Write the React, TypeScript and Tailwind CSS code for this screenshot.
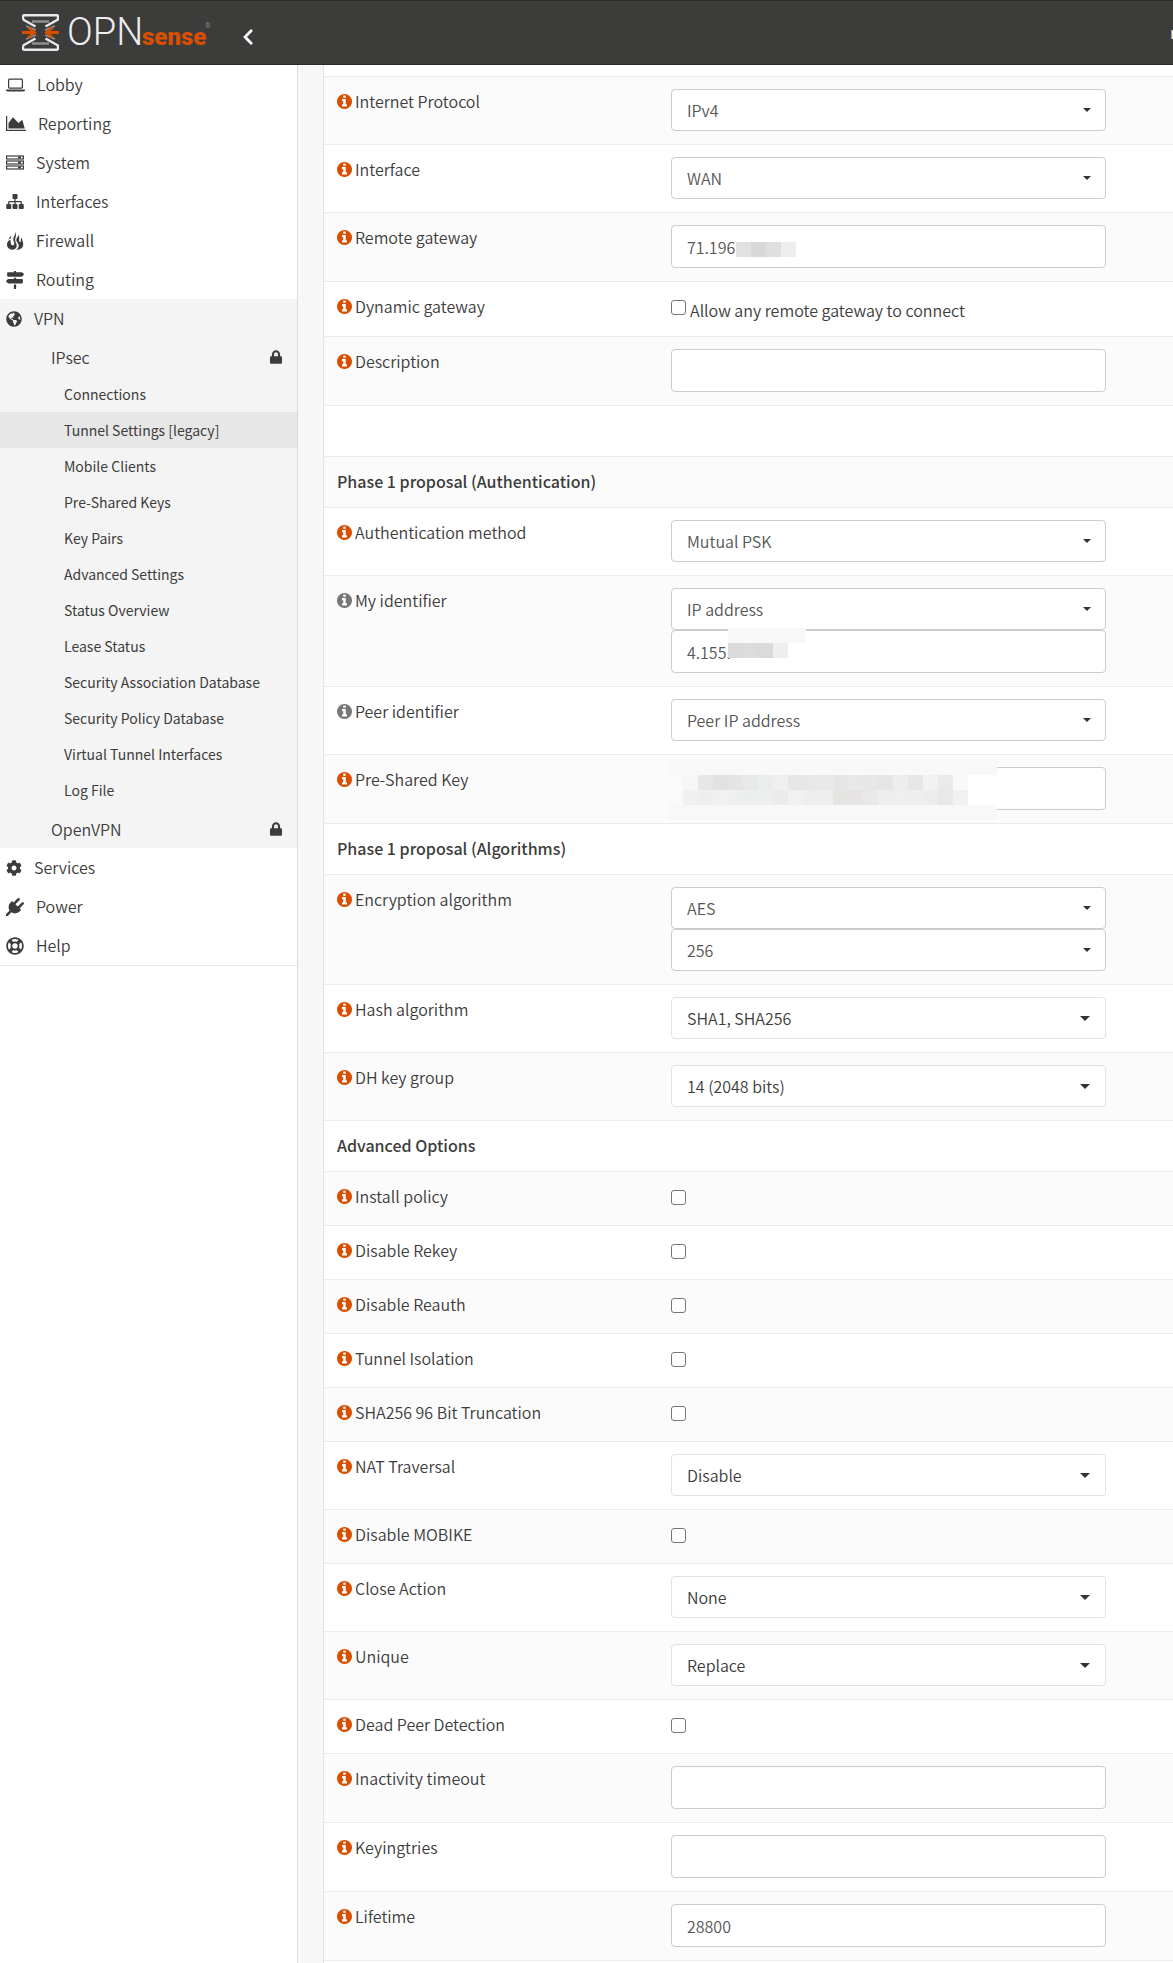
import React from "react";
import {
  FaChevronLeft,
  FaCog,
  FaGlobeAmericas,
  FaLock,
  FaMapSigns,
  FaRegLifeRing,
} from "react-icons/fa";

/* ---------- icons ---------- */

function LaptopIcon() {
  return (
    <svg viewBox="0 0 19 14" className="h-[14px] w-[19px]" fill="currentColor" aria-hidden="true">
      <path
        fillRule="evenodd"
        d="M3.600 0.500h11.800c.9 0 1.600.7 1.600 1.600v7c0 .9-.7 1.600-1.600 1.600H3.600C2.700 10.700 2 10 2 9.100v-7C2 1.200 2.700.5 3.600.5zm0 1.200c-.2 0-.4.2-.4.4v7c0 .2.2.4.4.4h11.800c.2 0 .4-.2.4-.4v-7c0-.2-.2-.4-.4-.4z"
      />
      <path d="M0 11.500h19v.8c0 .7-.8 1.200-1.800 1.200H1.800C.8 13.500 0 13 0 12.300z" />
    </svg>
  );
}

function AreaChartIcon() {
  return (
    <svg viewBox="0 128 2048 1536" className="h-[15px] w-[20px]" fill="currentColor" aria-hidden="true">
      <path d="M2048 1536v128H0V128h128v1408h1920zM1664 512l256 896H256V832l448-576 576 576z" />
    </svg>
  );
}

function ServerIcon() {
  return (
    <svg viewBox="0 0 18 15" className="h-[15px] w-[18px]" aria-hidden="true">
      {[0, 5, 10].map((y) => (
        <g key={y} transform={`translate(0 ${y})`}>
          <rect x="0.600" y="1" width="16.800" height="3" fill="none" stroke="currentColor" strokeWidth="1.200" />
          <rect x="12" y="1.500" width="3" height="2" fill="currentColor" />
        </g>
      ))}
    </svg>
  );
}

function SitemapIcon() {
  return (
    <svg viewBox="0 128 1792 1536" className="h-[15px] w-[18px]" fill="currentColor" aria-hidden="true">
      <path d="M1792 1248v320q0 40-28 68t-68 28h-320q-40 0-68-28t-28-68v-320q0-40 28-68t68-28h96v-192H960v192h96q40 0 68 28t28 68v320q0 40-28 68t-68 28H736q-40 0-68-28t-28-68v-320q0-40 28-68t68-28h96V960H320v192h96q40 0 68 28t28 68v320q0 40-28 68t-68 28H96q-40 0-68-28t-28-68v-320q0-40 28-68t68-28h96V960q0-52 38-90t90-38h512V640h-96q-40 0-68-28t-28-68V224q0-40 28-68t68-28h320q40 0 68 28t28 68v320q0 40-28 68t-68 28h-96v192h512q52 0 90 38t38 90v192h96q40 0 68 28t28 68z" />
    </svg>
  );
}

function FireIcon() {
  return (
    <svg viewBox="0 0 18 18" className="h-[18px] w-[18px]" fill="currentColor" aria-hidden="true">
      <path d="M9.200 0C9.800 3 7.300 4.300 7.300 7.400c0 1.900 1.200 2.700 1 4.300-.1 1.300-1.300 1.900-2.300 1.500C4.300 12.600 5 10.200 4.400 7.600 2 8.900.7 11 1 13.500c.3 2.300 2.200 3.900 4.900 4.200 2.500.2 4.400-1 4.800-3.100.5-2.700-1.500-3.800-1.500-6.500C9.200 5.400 11 3 9.200 0z" />
      <path d="M12 2.600c.9 2-1.700 3.300-1.700 5.600 0 1.900 2.400 3 2.400 5.300 0 1.900-1 3.300-2.400 4.400 3.800-.1 6.600-1.900 6.900-4.900.2-2.500-1.100-4.500-1.300-7.300-1.100.9-1.300 2.300-1 3.400.2 1-1.100 1.500-1.500.6-.8-2 .8-4.500-1.400-7.100z" />
      <path d="M4.800 3.500c.2 1.300-1.600 2.200-2.400 3.900 1-.2 2.300-.8 2.700-1.900.3-.8.200-1.500-.3-2z" />
    </svg>
  );
}

function PlugIcon() {
  return (
    <svg viewBox="0 0 1792 1792" className="h-[18px] w-[18px]" fill="currentColor" aria-hidden="true">
      <path d="M1755 453q37 38 37 90.500t-37 90.500l-401 400 150 150-160 160q-163 163-389.500 186.500T543 1430l-362 362H0v-181l362-362q-124-185-100.500-411.500T448 448l160-160 150 150 400-401q38-37 91-37t90 37 37 90.500-37 90.500L939 619l234 234 401-400q38-37 91-37t90 37z" />
    </svg>
  );
}

function InfoIcon({ muted }: { muted?: boolean }) {
  return (
    <svg
      viewBox="128 128 1536 1536"
      className={muted ? "size-[15px] shrink-0 text-[#777777]" : "size-[15px] shrink-0 text-[#d94f00]"}
      fill="currentColor"
      aria-hidden="true"
    >
      <path d="M1152 1376v-160q0-14-9-23t-23-9h-96V672q0-14-9-23t-23-9H672q-14 0-23 9t-9 23v160q0 14 9 23t23 9h96v320h-96q-14 0-23 9t-9 23v160q0 14 9 23t23 9h448q14 0 23-9t9-23zm-128-896V320q0-14-9-23t-23-9H800q-14 0-23 9t-9 23v160q0 14 9 23t23 9h192q14 0 23-9t9-23zm640 416q0 209-103 385.500T1281.500 1561 896 1664t-385.500-103T231 1281.500 128 896t103-385.500T510.500 231 896 128t385.500 103T1561 510.500 1664 896z" />
    </svg>
  );
}

function LogoMark() {
  return (
    <svg viewBox="0 0 37 37" className="size-[37px] shrink-0" fill="none" aria-hidden="true">
      <path d="M10 7.500h17M10 29.500h17" stroke="#8f8f8f" strokeWidth="2.400" />
      <path d="M4 12l10 4M33 12l-10 4M4 25l10-4M33 25l-10-4" stroke="#8f8f8f" strokeWidth="1.800" />
      <path d="M1 5.500V2.500q0-1.200 1.200-1.200h32.600q1.200 0 1.200 1.200v3L23.500 12.500M1 5.500l12.500 7" stroke="#e9e9e9" strokeWidth="2.500" />
      <path d="M1 31.500v3q0 1.200 1.200 1.200h32.600q1.200 0 1.200-1.200v-3L23.500 24.500M1 31.500l12.500-7" stroke="#e9e9e9" strokeWidth="2.500" />
      <path d="M0 18.500h12M6.500 13.500l6 5-6 5M37 18.500H25M30.500 13.500l-6 5 6 5" stroke="#d94f00" strokeWidth="2.800" />
    </svg>
  );
}

/* ---------- form controls ---------- */

type Field =
  | { type: "select"; value: string; light?: boolean }
  | { type: "text"; value: string; cover?: React.ReactNode }
  | { type: "check"; text?: string };

function Control({ field, id, label }: { field: Field; id: string; label: string }) {
  if (field.type === "select") {
    return (
      <div className="relative w-[435px] max-w-full">
        <select
          id={id}
          aria-label={label}
          className={
            field.light
              ? "block h-[42px] w-full appearance-none rounded-[4px] border border-[#e2e2e2] bg-white pr-10 pl-[15px] text-[#3c3c3b]"
              : "block h-[42px] w-full appearance-none rounded-[4px] border border-[#cccccc] bg-white pr-10 pl-[15px] text-[#555555]"
          }
        >
          <option>{field.value}</option>
        </select>
        <span
          className={
            field.light
              ? "pointer-events-none absolute top-[19px] right-4 border-x-[5px] border-t-[5px] border-x-transparent border-t-[#333333]"
              : "pointer-events-none absolute top-[19px] right-[15px] border-x-4 border-t-4 border-x-transparent border-t-[#333333]"
          }
        />
      </div>
    );
  }
  if (field.type === "text") {
    return (
      <div className="relative w-[435px] max-w-full">
        <input
          id={id}
          type="text"
          aria-label={label}
          defaultValue={field.value}
          className="block h-[43px] w-full rounded-[4px] border border-[#cccccc] bg-white px-[15px] text-[#555555]"
        />
        {field.cover}
      </div>
    );
  }
  return (
    <div className="flex min-h-7 items-start gap-1">
      <input
        id={id}
        type="checkbox"
        aria-label={field.text ? undefined : label}
        className="mt-[6px] size-[15px] shrink-0 appearance-none rounded-[3px] border border-[#767676] bg-white checked:bg-[#d94f00]"
      />
      {field.text && (
        <label htmlFor={id} className="pt-1 leading-[25px]">
          {field.text}
        </label>
      )}
    </div>
  );
}

/* ---------- pixelated covers ---------- */

function Mosaic({ cells }: { cells: string[] }) {
  return (
    <div className="flex">
      {cells.map((c, i) => (
        <span key={i} className={`size-[15px] ${c}`} />
      ))}
    </div>
  );
}

const gatewayCover = (
  <div className="absolute top-[17px] left-[65px]" aria-hidden="true">
    <Mosaic cells={["bg-[#e2e1df]", "bg-[#d6d9d7]", "bg-[#e0dedf]", "bg-[#edeef0]"]} />
  </div>
);

const identifierCover = (
  <div className="absolute top-[-2px] left-[57px] w-[78px]" aria-hidden="true">
    <div className="h-[15px] bg-[#f8f8f8]" />
    <Mosaic cells={["bg-[#dbdbdc]", "bg-[#dbdcdd]", "bg-[#dadadb]", "bg-[#edeef0]"]} />
  </div>
);

const keyCover = (
  <div className="absolute top-[-7px] left-[-3px] w-[329px] bg-white" aria-hidden="true">
    <div className="h-[15px] bg-[#f8f8f8]" />
    <Mosaic
      cells={[
        "bg-[#fafafa]", "bg-[#f6f6f6]", "bg-[#e7e7e7]", "bg-[#e2e2e2]", "bg-[#e4e4e4]",
        "bg-[#e7eae9]", "bg-[#eaedec]", "bg-[#efefef]", "bg-[#e7e7e7]", "bg-[#e8e8e8]",
        "bg-[#e9e9e9]", "bg-[#e5e5e5]", "bg-[#e8e8e8]", "bg-[#e7e7e7]", "bg-[#e3e6e5]",
        "bg-[#ededee]", "bg-[#e7e7e7]", "bg-[#f0f3f2]", "bg-[#eaeaea]", "bg-[#f7faf9]",
      ]}
    />
    <Mosaic
      cells={[
        "bg-[#fafafa]", "bg-[#f0f0f0]", "bg-[#eeeeee]", "bg-[#f1f1f1]", "bg-[#efefef]",
        "bg-[#eaeeed]", "bg-[#ecefee]", "bg-[#ebebeb]", "bg-[#f1f1f1]", "bg-[#eeeeee]",
        "bg-[#eeeeee]", "bg-[#e5e4e3]", "bg-[#e5e4e3]", "bg-[#e9e9ea]", "bg-[#ecefee]",
        "bg-[#f1efee]", "bg-[#eeeeee]", "bg-[#ececec]", "bg-[#e8e8e8]", "bg-[#f1f1f1]",
      ]}
    />
    <div className="h-[15px] bg-[#f8f8f8]" />
  </div>
);

/* ---------- page data ---------- */

type Row = { heading: string } | { label: string; muted?: boolean; fields: Field[] };

const check: Field[] = [{ type: "check" }];

const rows: Row[] = [
  { label: "Internet Protocol", fields: [{ type: "select", value: "IPv4" }] },
  { label: "Interface", fields: [{ type: "select", value: "WAN" }] },
  { label: "Remote gateway", fields: [{ type: "text", value: "71.196", cover: gatewayCover }] },
  { label: "Dynamic gateway", fields: [{ type: "check", text: "Allow any remote gateway to connect" }] },
  { label: "Description", fields: [{ type: "text", value: "" }] },
  { heading: "" },
  { heading: "Phase 1 proposal (Authentication)" },
  { label: "Authentication method", fields: [{ type: "select", value: "Mutual PSK" }] },
  {
    label: "My identifier",
    muted: true,
    fields: [
      { type: "select", value: "IP address" },
      { type: "text", value: "4.155.", cover: identifierCover },
    ],
  },
  { label: "Peer identifier", muted: true, fields: [{ type: "select", value: "Peer IP address" }] },
  { label: "Pre-Shared Key", fields: [{ type: "text", value: "", cover: keyCover }] },
  { heading: "Phase 1 proposal (Algorithms)" },
  {
    label: "Encryption algorithm",
    fields: [
      { type: "select", value: "AES" },
      { type: "select", value: "256" },
    ],
  },
  { label: "Hash algorithm", fields: [{ type: "select", value: "SHA1, SHA256", light: true }] },
  { label: "DH key group", fields: [{ type: "select", value: "14 (2048 bits)", light: true }] },
  { heading: "Advanced Options" },
  { label: "Install policy", fields: check },
  { label: "Disable Rekey", fields: check },
  { label: "Disable Reauth", fields: check },
  { label: "Tunnel Isolation", fields: check },
  { label: "SHA256 96 Bit Truncation", fields: check },
  { label: "NAT Traversal", fields: [{ type: "select", value: "Disable", light: true }] },
  { label: "Disable MOBIKE", fields: check },
  { label: "Close Action", fields: [{ type: "select", value: "None", light: true }] },
  { label: "Unique", fields: [{ type: "select", value: "Replace", light: true }] },
  { label: "Dead Peer Detection", fields: check },
  { label: "Inactivity timeout", fields: [{ type: "text", value: "" }] },
  { label: "Keyingtries", fields: [{ type: "text", value: "" }] },
  { label: "Lifetime", fields: [{ type: "text", value: "28800" }] },
];

const ipsecPages = [
  "Connections",
  "Tunnel Settings [legacy]",
  "Mobile Clients",
  "Pre-Shared Keys",
  "Key Pairs",
  "Advanced Settings",
  "Status Overview",
  "Lease Status",
  "Security Association Database",
  "Security Policy Database",
  "Virtual Tunnel Interfaces",
  "Log File",
];

/* ---------- layout ---------- */

function MenuItem({ icon, text }: { icon: React.ReactNode; text: string }) {
  return (
    <a href="#" className="flex h-[39px] items-center gap-3 pl-[6px]">
      {icon}
      <span>{text}</span>
    </a>
  );
}

function SubMenuItem({ text }: { text: string }) {
  return (
    <a href="#" className="flex h-[38px] items-center justify-between pr-[15px] pl-[51px]">
      <span>{text}</span>
      <FaLock className="h-[14px] w-3" />
    </a>
  );
}

function Sidebar() {
  return (
    <nav className="w-[298px] shrink-0 border-r border-[#d9d9d9] bg-white text-[16px]">
      <div className="border-b border-[#e7e7e7]">
        <MenuItem icon={<LaptopIcon />} text="Lobby" />
        <MenuItem icon={<AreaChartIcon />} text="Reporting" />
        <MenuItem icon={<ServerIcon />} text="System" />
        <MenuItem icon={<SitemapIcon />} text="Interfaces" />
        <MenuItem icon={<FireIcon />} text="Firewall" />
        <MenuItem icon={<FaMapSigns className="size-[18px]" />} text="Routing" />
        <div className="bg-[#f4f4f4]">
          <MenuItem icon={<FaGlobeAmericas className="size-4" />} text="VPN" />
          <SubMenuItem text="IPsec" />
          <ul className="pb-[2px] text-[14px] font-normal">
            {ipsecPages.map((p, i) => (
              <li key={p}>
                <a
                  href="#"
                  className={
                    i === 1
                      ? "flex h-9 items-center bg-[#e7e7e7] pl-16"
                      : "flex h-9 items-center pl-16"
                  }
                >
                  {p}
                </a>
              </li>
            ))}
          </ul>
          <SubMenuItem text="OpenVPN" />
        </div>
        <MenuItem icon={<FaCog className="size-4" />} text="Services" />
        <MenuItem icon={<PlugIcon />} text="Power" />
        <MenuItem icon={<FaRegLifeRing className="size-[18px]" />} text="Help" />
      </div>
    </nav>
  );
}

function Header() {
  return (
    <header className="flex h-[65px] items-center justify-between border-y border-[#2b2b2a] bg-[#3c3c3b]">
      <div className="flex items-center">
        <a href="#" aria-label="OPNsense" className="flex items-center gap-2 pl-[22px]">
          <LogoMark />
          <span className="flex items-baseline pt-1 font-[Roboto,sans-serif] leading-[37px]">
            <span className="w-[75px] text-[38px] font-light text-[#ededed]">OPN</span>
            <span className="w-[63px] text-[24px] font-black text-[#d94f00]">sense</span>
            <span className="self-start text-[7px] leading-[24px] text-[#a0a0a0]">®</span>
          </span>
        </a>
        <button type="button" aria-label="Collapse menu" className="mt-2 ml-[30px] text-white">
          <FaChevronLeft className="h-[18px] w-[14px]" />
        </button>
      </div>
      <span className="w-[3px] overflow-hidden text-[16px] text-white">r</span>
    </header>
  );
}

export default function App() {
  return (
    <div className="flex min-h-screen flex-col bg-white font-['Noto_Sans_CJK_SC',sans-serif] text-[16px] leading-[25px] font-[350] text-[#3c3c3b]">
      <Header />
      <div className="flex grow">
        <Sidebar />
        <main className="min-w-0 grow bg-[#f7f7f7] pl-[25px]">
          <div className="h-full border-l border-[#e5e5e5] bg-white pt-[11px]">
            <table className="w-full table-fixed border-collapse border-b border-[#ececec]">
              <colgroup>
                <col className="w-[335px]" />
                <col />
              </colgroup>
              <tbody>
                {rows.map((row, r) =>
                  "heading" in row ? (
                    <tr key={r} className="border-t border-[#ececec] even:bg-white odd:bg-[#fbfbfb]">
                      <th colSpan={2} className="h-[51px] px-[13px] pt-3 pb-[13px] text-left align-top font-medium">
                        {row.heading}
                      </th>
                    </tr>
                  ) : (
                    <tr key={r} className="border-t border-[#ececec] even:bg-white odd:bg-[#fbfbfb]">
                      <td className="pt-3 pb-[13px] pl-[13px] align-top">
                        <div className="flex items-center gap-[3px]">
                          <InfoIcon muted={row.muted} />
                          <label htmlFor={`field-${r}-0`}>{row.label}</label>
                        </div>
                      </td>
                      <td className="pt-3 pr-3 pb-[13px] pl-3 align-top">
                        {row.fields.map((f, i) => (
                          <Control key={i} field={f} id={`field-${r}-${i}`} label={row.label} />
                        ))}
                      </td>
                    </tr>
                  ),
                )}
              </tbody>
            </table>
          </div>
        </main>
      </div>
    </div>
  );
}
:::::
REQUIREMENTS
Leave out the pictures, then repeat the listing above exactly from its first line to the line with "icons ---------- */", inclusive.

REPLY TO THE EXERCISE
Write the React, TypeScript and Tailwind CSS code for this screenshot.
import React from "react";
import {
  FaChevronLeft,
  FaCog,
  FaGlobeAmericas,
  FaLock,
  FaMapSigns,
  FaRegLifeRing,
} from "react-icons/fa";

/* ---------- icons ---------- */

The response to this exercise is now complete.